Compression Algorithims--I'm clearly missing something

However, given the correct input, and with a compression algorithm with enough catch cases, you could probably compress a file this way if it doesn’t contain, say, too many different 6 character strings.

Of course, this wouldn’t be very good because it would be very difficult to find a file it works with, but in theory you could make a compression algorithm that works very, very well, but only on a very, very small number of inputs.

Well, it’s easy to make a compression algorithm that works very, very well on a very, very small number of inputs. E.g., I can pick four 10GB files of my choosing and compress them down to 2 bits each. And in counterbalance, other files will go up in size. On average, nothing will be saved.

Lossless compression is only possible to the extent that it compresses files on weighted average, weighted by how common those files are. And you can only compress files on weighted average to the extent that their frequencies are not in tune with their coding; that is, to the extent that they were originally stored under some memory-inefficient coding such that some shorter files are less common than some longer files.

I never said it was useful, just that what he was saying was technically doable so long as you keep control of the space of valid inputs.

You’ll likely need a 40GB decompression utility in order to use them again. The combined size of the decompression utility and the 8 bits of compressed data will end up being larger than the original files.

I think you are confusing search trees (either binary trees or balanced “B-Trees”) with data compression. Search trees tend to compress time rather than data, by requiring less effort to locate a data record.

But Huffman encoding uses a binary tree, too. I thought that’s what he was remembering.

I’m looking for investors. I have perfected a compression algorithm that reduces any file, of any size, to ten bytes.

Still working on the decompression part.

Yeah, on further reading that’s what I remember. The main difference between a Huffman tree and a BST seems to be that a Huffman tree only has leaf nodes with values – for ease of parsing reasons.

What a coincidence, I have a decompression utility that will decompress any 10byte file into a picture of a kitten in a teacup.

Ah, alright.

Sure. Though if you let me design the machine architecture, I can get the decompression utility to be a built-in machine code of minimal length as well…

Indeed, every machine architecture defines its own notion of ultimate compression, “The smallest (or any) program that outputs this file”. But this measure will be quite architecture-dependent.

There’s actually malware which is written almost entirely in meta-code. A small sized code snippet that does some often crazy stuff to write the actual malicious part on the fly. This is an example, albeit an incredibly rare and difficult to create one, of a file “compression” that produces exactly one bit-string as output.

This is the absolute nub of compression theory - and it’s the bit people often either overlook or can’t grasp because it’s wrapped up in more complex terminology. There just aren’t enough possible combinations in a small space to be able to describe every possible combination of a larger space.

Ah-HA!!

Thank you for that! I get it now in a way I didn’t before. Really great answer.
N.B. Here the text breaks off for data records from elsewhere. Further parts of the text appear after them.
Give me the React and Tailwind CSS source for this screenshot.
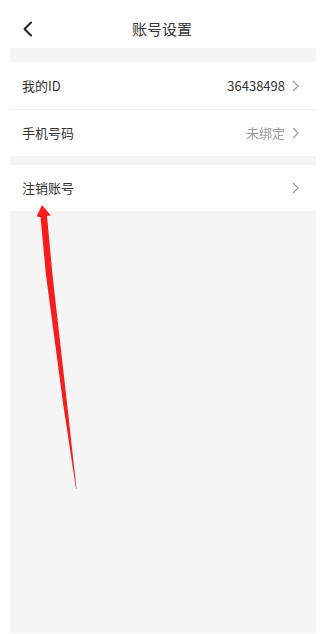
import React from "react";

const Chevron = () => (
  <svg width="7" height="12" viewBox="0 0 7 12" fill="none">
    <path d="M1 1 L6 6 L1 11" stroke="#9a9a9a" strokeWidth="1.1" strokeLinejoin="round" />
  </svg>
);

const Row = ({ label, value, valueClass = "text-[#333]", divider = false }) => (
  <div
    className={`flex items-center justify-between bg-white pl-[12px] pr-[17px] ${
      divider ? "h-[48px] border-b border-[#f0f0f0]" : "h-[46px]"
    }`}
  >
    <span className="text-[13px] text-[#333]">{label}</span>
    <div className="flex items-center gap-[7px]">
      {value && <span className={`text-[13px] ${valueClass}`}>{value}</span>}
      <Chevron />
    </div>
  </div>
);

export default function App() {
  return (
    <div
      className="relative w-[316px] h-[634px] bg-white overflow-hidden"
      style={{ fontFamily: '"Noto Sans CJK SC", "Noto Sans", sans-serif' }}
    >
      {/* header */}
      <div className="flex items-center h-[48px] pt-[10px]">
        <div className="w-[60px] pl-[22px] flex items-center">
          <svg width="11" height="16" viewBox="0 0 11 16" fill="none">
            <path d="M9 1.5 L2.5 8 L9 14.5" stroke="#222" strokeWidth="2" strokeLinecap="round" strokeLinejoin="round" />
          </svg>
        </div>
        <div className="flex-1 text-center text-[15px] text-[#333]">账号设置</div>
        <div className="w-[52px]" />
      </div>

      {/* content */}
      <div className="ml-[10px] h-[585px] bg-[#f5f5f5] flex flex-col pt-[14px]">
        <Row label="我的ID" value="36438498" divider />
        <Row label="手机号码" value="未绑定" valueClass="text-[#999]" />
        <div className="h-[9px]" />
        <Row label="注销账号" />
      </div>

      {/* annotation arrow */}
      <svg className="absolute inset-0 pointer-events-none" width="316" height="634" viewBox="0 0 316 634">
        <polygon
          points="42,205 50.8,215.5 47,216 52.5,275 67,403 76.5,489 76,489 63,403 46,275 40.5,217 36.6,216.5"
          fill="#f71d1d"
        />
      </svg>
    </div>
  );
}
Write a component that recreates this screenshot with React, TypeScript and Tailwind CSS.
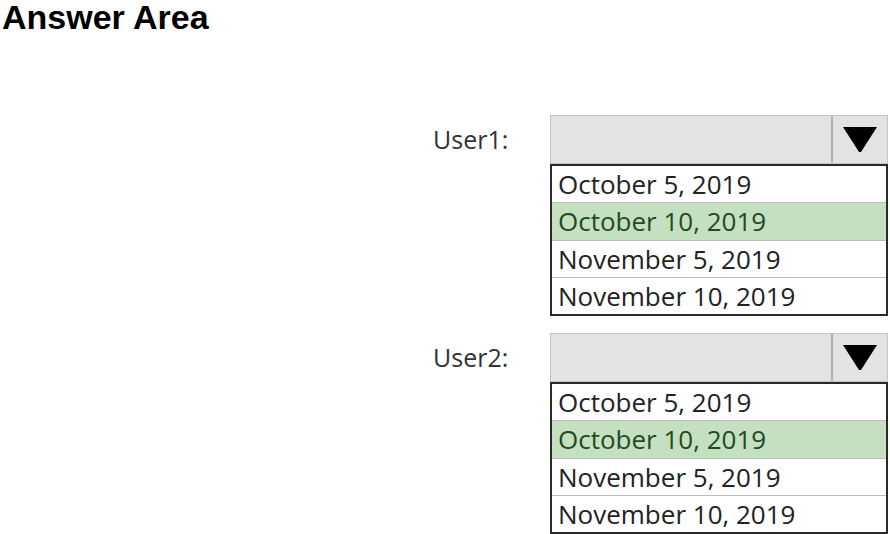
const options = [
  { label: 'October 5, 2019', selected: false },
  { label: 'October 10, 2019', selected: true },
  { label: 'November 5, 2019', selected: false },
  { label: 'November 10, 2019', selected: false },
]

function Dropdown({ user }: { user: string }) {
  return (
    <div className="flex items-start">
      <div className="w-[117px] h-[48px] flex items-center text-[25px] leading-[30px] text-[#333] font-['Open_Sans',sans-serif]">
        {user}:
      </div>
      <div className="w-[338px] flex flex-col">
        <div className="h-[49px] flex bg-[#e3e3e3] border border-[#c4c4c4]">
          <div className="flex-1" />
          <div className="w-[56px] border-l-2 border-[#b0b0b0] flex items-center justify-center">
            <svg width="34" height="25" viewBox="0 0 34 25">
              <polygon points="0,0 34,0 18,25 16,25" fill="#000" />
            </svg>
          </div>
        </div>
        <div className="h-[152px] flex flex-col border-2 border-[#2a2a2a] bg-white font-['Open_Sans',sans-serif] text-[26px] leading-[30px]">
          {options.map((o, i) => (
            <div
              key={o.label}
              className={
                'flex-1 flex items-center pl-[6px] ' +
                (i > 0 ? 'border-t border-[#bdbdbd] ' : '') +
                (o.selected ? 'bg-[#c5e0c0] text-[#1f4a1f]' : 'text-[#222]')
              }
            >
              {o.label}
            </div>
          ))}
        </div>
      </div>
    </div>
  )
}

export default function App() {
  return (
    <div className="w-[890px] h-[534px] bg-white overflow-hidden">
      <h1 className="pl-[2px] text-[34px] leading-[34px] font-bold text-black font-['Liberation_Sans',Arial,sans-serif]">
        Answer Area
      </h1>
      <div className="mt-[81px] ml-[433px] flex flex-col gap-[17px]">
        <Dropdown user="User1" />
        <Dropdown user="User2" />
      </div>
    </div>
  )
}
That’s nothing, Indistinguishable. I have a lossless compression algorithm that can take any file at all as input, and is guaranteed to never increase the file size, and which can be iterated such that it’ll eventually get any given input file down to an arbitrarily small size.

Kid, I like your idea of storing the file info in the number of times of compressed. It shows spunk. Dammit, it’s just crazy enough to –

But, wait, what do you do if the input is already as short as possible?

If compression is reversible without increasing file size, it must be permuting the shortest possible files. Which means none are left available to send any other files to. Which means you’ll never be able to get any other files down to that size, no matter how many times you compress.

Alas, even this slight claim is still too crazy to work.

Well, then, obviously, you compress a 1-bit file into a 0-bit file.

EDIT: I knew I’d mentioned that scheme on the SDMB before, but I’d forgotten that the previous time was also in a discussion with you. I might have guessed, though.

But what do you compress the 0-bit file into? You can’t send it to itself if someone else (e.g., that 1-bit file) is being sent to it. But then its file size must increase…

That is, there’s a fundamental constraint on injective (i.e., lossless) maps: if no files go up in size, then no files go down in size either. The only way to move some files lower is by displacing some lower files higher.